§ WHAT YOU SHOULD DO
Transcribe the listing verbatim. Do not carry over any pictures.

§ SUPPLIED MATERIAL

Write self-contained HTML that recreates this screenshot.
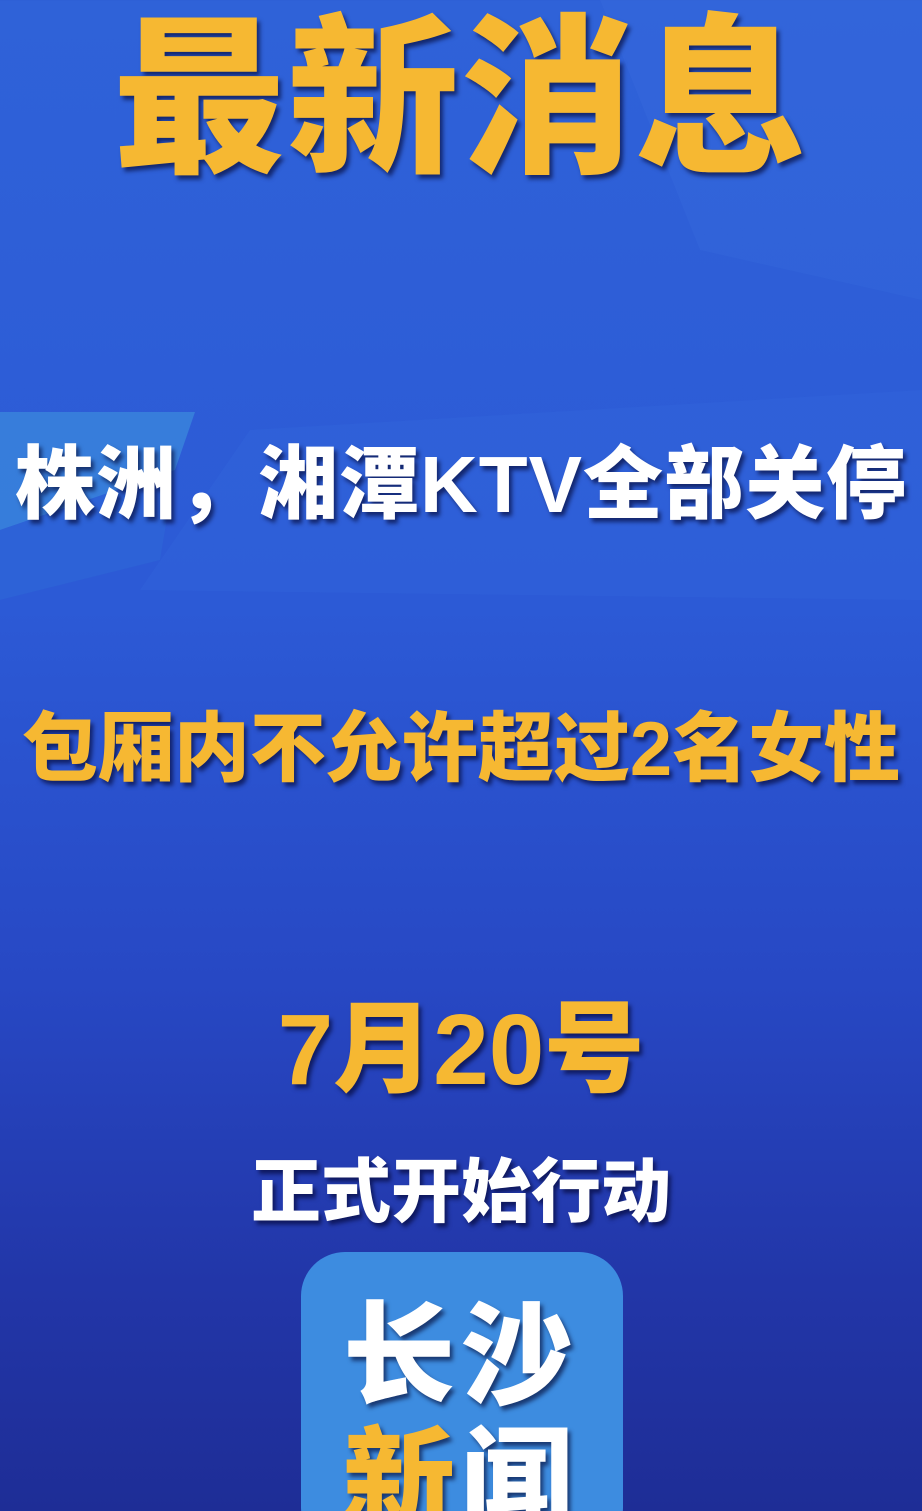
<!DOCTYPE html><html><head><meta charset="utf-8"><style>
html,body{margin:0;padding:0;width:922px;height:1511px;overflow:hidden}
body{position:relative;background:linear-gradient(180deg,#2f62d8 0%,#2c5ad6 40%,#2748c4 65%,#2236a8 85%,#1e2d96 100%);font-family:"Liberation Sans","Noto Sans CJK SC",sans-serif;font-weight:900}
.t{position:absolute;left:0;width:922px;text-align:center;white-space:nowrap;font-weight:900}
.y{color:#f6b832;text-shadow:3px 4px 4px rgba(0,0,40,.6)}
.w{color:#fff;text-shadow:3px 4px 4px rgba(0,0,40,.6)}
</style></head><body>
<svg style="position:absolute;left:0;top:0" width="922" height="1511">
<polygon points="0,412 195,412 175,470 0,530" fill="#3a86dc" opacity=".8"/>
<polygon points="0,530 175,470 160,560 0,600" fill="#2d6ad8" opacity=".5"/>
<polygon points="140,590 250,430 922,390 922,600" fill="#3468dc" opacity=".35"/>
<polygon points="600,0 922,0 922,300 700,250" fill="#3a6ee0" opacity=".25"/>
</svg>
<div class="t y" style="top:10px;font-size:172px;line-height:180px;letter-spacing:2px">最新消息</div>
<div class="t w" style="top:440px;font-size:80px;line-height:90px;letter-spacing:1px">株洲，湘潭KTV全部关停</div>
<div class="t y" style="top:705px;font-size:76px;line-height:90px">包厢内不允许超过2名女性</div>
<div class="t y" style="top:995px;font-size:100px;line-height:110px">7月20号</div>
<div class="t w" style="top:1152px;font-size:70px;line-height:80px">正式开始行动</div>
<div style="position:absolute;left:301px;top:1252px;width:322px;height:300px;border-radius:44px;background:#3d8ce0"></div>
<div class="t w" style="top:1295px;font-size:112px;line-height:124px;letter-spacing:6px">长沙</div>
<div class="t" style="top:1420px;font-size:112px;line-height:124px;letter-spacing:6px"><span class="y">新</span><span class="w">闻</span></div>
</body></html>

§ THE COMPLETED TASK
Write self-contained HTML that recreates this screenshot.
<!DOCTYPE html><html><head><meta charset="utf-8"><style>
html,body{margin:0;padding:0;width:922px;height:1511px;overflow:hidden}
body{position:relative;background:linear-gradient(180deg,#2f62d8 0%,#2c5ad6 40%,#2748c4 65%,#2236a8 85%,#1e2d96 100%);font-family:"Liberation Sans","Noto Sans CJK SC",sans-serif;font-weight:900}
.t{position:absolute;left:0;width:922px;text-align:center;white-space:nowrap;font-weight:900}
.y{color:#f6b832;text-shadow:3px 4px 4px rgba(0,0,40,.6)}
.w{color:#fff;text-shadow:3px 4px 4px rgba(0,0,40,.6)}
</style></head><body>
<svg style="position:absolute;left:0;top:0" width="922" height="1511">
<polygon points="0,412 195,412 175,470 0,530" fill="#3a86dc" opacity=".8"/>
<polygon points="0,530 175,470 160,560 0,600" fill="#2d6ad8" opacity=".5"/>
<polygon points="140,590 250,430 922,390 922,600" fill="#3468dc" opacity=".35"/>
<polygon points="600,0 922,0 922,300 700,250" fill="#3a6ee0" opacity=".25"/>
</svg>
<div class="t y" style="top:10px;font-size:172px;line-height:180px;letter-spacing:2px">最新消息</div>
<div class="t w" style="top:440px;font-size:80px;line-height:90px;letter-spacing:1px">株洲，湘潭KTV全部关停</div>
<div class="t y" style="top:705px;font-size:76px;line-height:90px">包厢内不允许超过2名女性</div>
<div class="t y" style="top:995px;font-size:100px;line-height:110px">7月20号</div>
<div class="t w" style="top:1152px;font-size:70px;line-height:80px">正式开始行动</div>
<div style="position:absolute;left:301px;top:1252px;width:322px;height:300px;border-radius:44px;background:#3d8ce0"></div>
<div class="t w" style="top:1295px;font-size:112px;line-height:124px;letter-spacing:6px">长沙</div>
<div class="t" style="top:1420px;font-size:112px;line-height:124px;letter-spacing:6px"><span class="y">新</span><span class="w">闻</span></div>
</body></html>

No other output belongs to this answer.